* **What is expected**: Select all lines with the string "index" in them, and copy those lines.

* **Data provided**:

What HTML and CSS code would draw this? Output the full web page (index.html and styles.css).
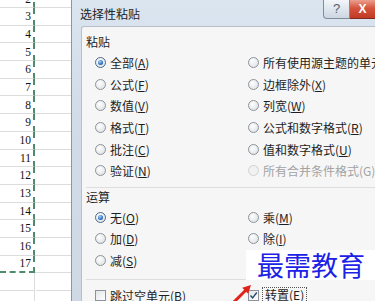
FILE: index.html
```html
<!DOCTYPE html>
<html>
<head>
    <title>选择性粘贴</title>
    <link rel="stylesheet" href="styles.css">
</head>
<body>
<div class="screen">
    <!-- Worksheet behind the dialog -->
    <div class="sheet">
        <div class="rows">
            <div class="row"><span class="cell">2</span><span class="fill"></span></div>
            <div class="row"><span class="cell">3</span><span class="fill"></span></div>
            <div class="row"><span class="cell">4</span><span class="fill"></span></div>
            <div class="row"><span class="cell">5</span><span class="fill"></span></div>
            <div class="row"><span class="cell">6</span><span class="fill"></span></div>
            <div class="row"><span class="cell">7</span><span class="fill"></span></div>
            <div class="row"><span class="cell">8</span><span class="fill"></span></div>
            <div class="row"><span class="cell">9</span><span class="fill"></span></div>
            <div class="row"><span class="cell">10</span><span class="fill"></span></div>
            <div class="row"><span class="cell">11</span><span class="fill"></span></div>
            <div class="row"><span class="cell">12</span><span class="fill"></span></div>
            <div class="row"><span class="cell">13</span><span class="fill"></span></div>
            <div class="row"><span class="cell">14</span><span class="fill"></span></div>
            <div class="row"><span class="cell">15</span><span class="fill"></span></div>
            <div class="row"><span class="cell">16</span><span class="fill"></span></div>
            <div class="row last"><span class="cell">17</span><span class="fill"></span></div>
            <div class="row after"><span class="cell"></span><span class="fill"></span></div>
            <div class="row after"><span class="cell"></span><span class="fill"></span></div>
        </div>
    </div>

    <!-- Paste Special dialog -->
    <div class="dialog">
        <div class="titlebar">
            <span class="title">选择性粘贴</span>
            <span class="title-buttons">
                <span class="btn-help">?</span>
                <span class="btn-close">X</span>
            </span>
        </div>
        <div class="client">
            <div class="group-label">粘贴</div>
            <div class="options paste">
                <div class="opt"><span class="radio on"></span>全部(<u>A</u>)</div>
                <div class="opt"><span class="radio"></span>所有使用源主题的单元(<u>H</u>)</div>
                <div class="opt"><span class="radio"></span>公式(<u>F</u>)</div>
                <div class="opt"><span class="radio"></span>边框除外(<u>X</u>)</div>
                <div class="opt"><span class="radio"></span>数值(<u>V</u>)</div>
                <div class="opt"><span class="radio"></span>列宽(<u>W</u>)</div>
                <div class="opt"><span class="radio"></span>格式(<u>T</u>)</div>
                <div class="opt"><span class="radio"></span>公式和数字格式(<u>R</u>)</div>
                <div class="opt"><span class="radio"></span>批注(<u>C</u>)</div>
                <div class="opt"><span class="radio"></span>值和数字格式(<u>U</u>)</div>
                <div class="opt"><span class="radio"></span>验证(<u>N</u>)</div>
                <div class="opt disabled"><span class="radio"></span>所有合并条件格式(G)</div>
            </div>
            <div class="sep"></div>
            <div class="group-label">运算</div>
            <div class="options ops">
                <div class="opt"><span class="radio on"></span>无(<u>O</u>)</div>
                <div class="opt"><span class="radio"></span>乘(<u>M</u>)</div>
                <div class="opt"><span class="radio"></span>加(<u>D</u>)</div>
                <div class="opt"><span class="radio"></span>除(<u>I</u>)</div>
                <div class="opt"><span class="radio"></span>减(<u>S</u>)</div>
            </div>
            <div class="sep"></div>
            <div class="options checks">
                <div class="opt"><span class="check"></span>跳过空单元(<u>B</u>)</div>
                <div class="opt"><span class="check on"><svg viewBox="0 0 9 9" width="9" height="9"><path d="M1.5 4.5 L3.6 7 L7.8 1.5" fill="none" stroke="#2b4a6e" stroke-width="1.4"/></svg></span><span class="focus">转置(<u>E</u>)</span></div>
            </div>

            <!-- watermark over the dialog -->
            <div class="watermark">最需教育</div>
        </div>
    </div>

    <!-- red pointer arrow -->
    <svg class="arrow" width="26" height="20" viewBox="0 0 26 20">
        <line x1="3" y1="21" x2="17" y2="7" stroke="#e0241c" stroke-width="3"/>
        <polygon points="22,2 19.2,10.8 13.2,4.8" fill="#e0241c"/>
    </svg>
</div>
</body>
</html>
```

FILE: styles.css
```css
* {
    box-sizing: border-box;
}
body {
    margin: 0;
    width: 375px;
    height: 301px;
    overflow: hidden;
    background: #fff;
    font-family: "Noto Sans CJK SC", sans-serif;
    font-size: 12px;
    color: #1e1e1e;
}
.screen {
    display: flex;
    height: 301px;
    position: relative;
}

/* worksheet */
.sheet {
    width: 71px;
    flex: none;
    overflow: hidden;
}
.rows {
    margin-top: -9.7px;
}
.row {
    display: flex;
    height: 17.7px;
}
.cell {
    width: 35px;
    flex: none;
    display: flex;
    align-items: flex-end;
    justify-content: flex-end;
    padding: 0 2px 2px 0;
    border-right: 2px dashed #4f8a6b;
    border-bottom: 1px solid #dcdcdc;
    font-family: "Liberation Serif", serif;
    font-size: 11.5px;
    line-height: 1;
    color: #111;
}
.fill {
    flex: 1;
    border-bottom: 1px solid #dcdcdc;
}
.row.last .cell {
    border-bottom: 2px dashed #4f8a6b;
}
.row.after .cell {
    border-right: 1px solid #dcdcdc;
    margin-right: 1px;
}

/* dialog frame */
.dialog {
    flex: 1;
    min-width: 0;
    display: flex;
    flex-direction: column;
    border-left: 1px solid #8896a5;
    background: linear-gradient(#dbe5f0, #d2dce8 40%, #cfd9e4);
}
.titlebar {
    height: 26px;
    flex: none;
    display: flex;
    align-items: flex-start;
    padding-left: 8px;
}
.title {
    line-height: 27px;
    color: #222;
}
.title-buttons {
    margin-left: auto;
    display: flex;
}
.btn-help {
    width: 27px;
    height: 19px;
    border: 1px solid #7f8d9c;
    border-top: none;
    border-radius: 0 0 0 4px;
    background: linear-gradient(#f3f6fa, #dfe6ee 50%, #cdd6e1);
    font-family: "Liberation Sans", sans-serif;
    font-size: 13px;
    line-height: 17px;
    text-align: center;
    color: #55606c;
}
.btn-close {
    width: 25px;
    height: 19px;
    border-bottom: 1px solid #7c2b22;
    background: linear-gradient(#eba08f, #d5543d 45%, #c23a24);
    font-family: "Liberation Sans", sans-serif;
    font-weight: bold;
    font-size: 12px;
    line-height: 18px;
    text-align: center;
    color: #fff;
}

/* dialog body */
.client {
    flex: 1;
    margin-left: 9px;
    padding: 7px 0 0 4px;
    border-top: 1px solid #b7c0ca;
    border-left: 1px solid #b7c0ca;
    border-top-left-radius: 3px;
    background: #f6f6f6;
    position: relative;
    overflow: hidden;
}
.group-label {
    line-height: 16px;
    color: #1e1e1e;
}
.options {
    display: grid;
    grid-template-columns: 153px 1fr;
    grid-auto-rows: 21.6px;
    margin: 2px 0 0 9px;
}
.opt {
    display: flex;
    align-items: center;
    white-space: nowrap;
}
.opt u {
    text-decoration-thickness: 1px;
    text-underline-offset: 1px;
}
.opt.disabled {
    color: #a3a3a3;
}
.radio {
    width: 11px;
    height: 11px;
    flex: none;
    margin-right: 4px;
    border-radius: 50%;
    border: 1px solid #8d939b;
    background: radial-gradient(circle at 40% 35%, #ffffff, #d9dbde);
    position: relative;
}
.radio.on {
    border-color: #4a6a8c;
}
.radio.on::after {
    content: "";
    position: absolute;
    left: 2px;
    top: 2px;
    width: 5px;
    height: 5px;
    border-radius: 50%;
    background: radial-gradient(circle at 40% 35%, #a8d6ff, #2a6cc0 60%, #17447a);
}
.opt.disabled .radio {
    border-color: #cfd2d6;
    background: #f1f1f1;
}
.sep {
    height: 1px;
    background: #dedede;
    margin: 5px 0 1px;
}
.ops {
    margin-top: 2px;
}
.sep + .checks {
    margin-top: 4px;
}
.ops + .sep {
    margin: 8px 0 0;
}
.checks {
    grid-auto-rows: 22px;
}
.check {
    width: 11px;
    height: 11px;
    flex: none;
    margin-right: 4px;
    border: 1px solid #8d939b;
    background: linear-gradient(135deg, #e2e4e7, #ffffff);
    display: flex;
    align-items: center;
    justify-content: center;
}
.focus {
    border: 1px dotted #555;
    padding: 0 2px;
    line-height: 14px;
    margin-left: -1px;
}

/* overlays */
.watermark {
    position: absolute;
    left: 164px;
    top: 223px;
    width: 140px;
    height: 30px;
    padding-left: 11px;
    background: #fff;
    font-size: 27px;
    line-height: 30px;
    color: #1c22e6;
    white-space: nowrap;
}
.arrow {
    position: absolute;
    left: 229px;
    top: 283px;
}
```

* **Answer to this task**:
What HTML and CSS code would draw this? Output the full web page (index.html and styles.css).
FILE: index.html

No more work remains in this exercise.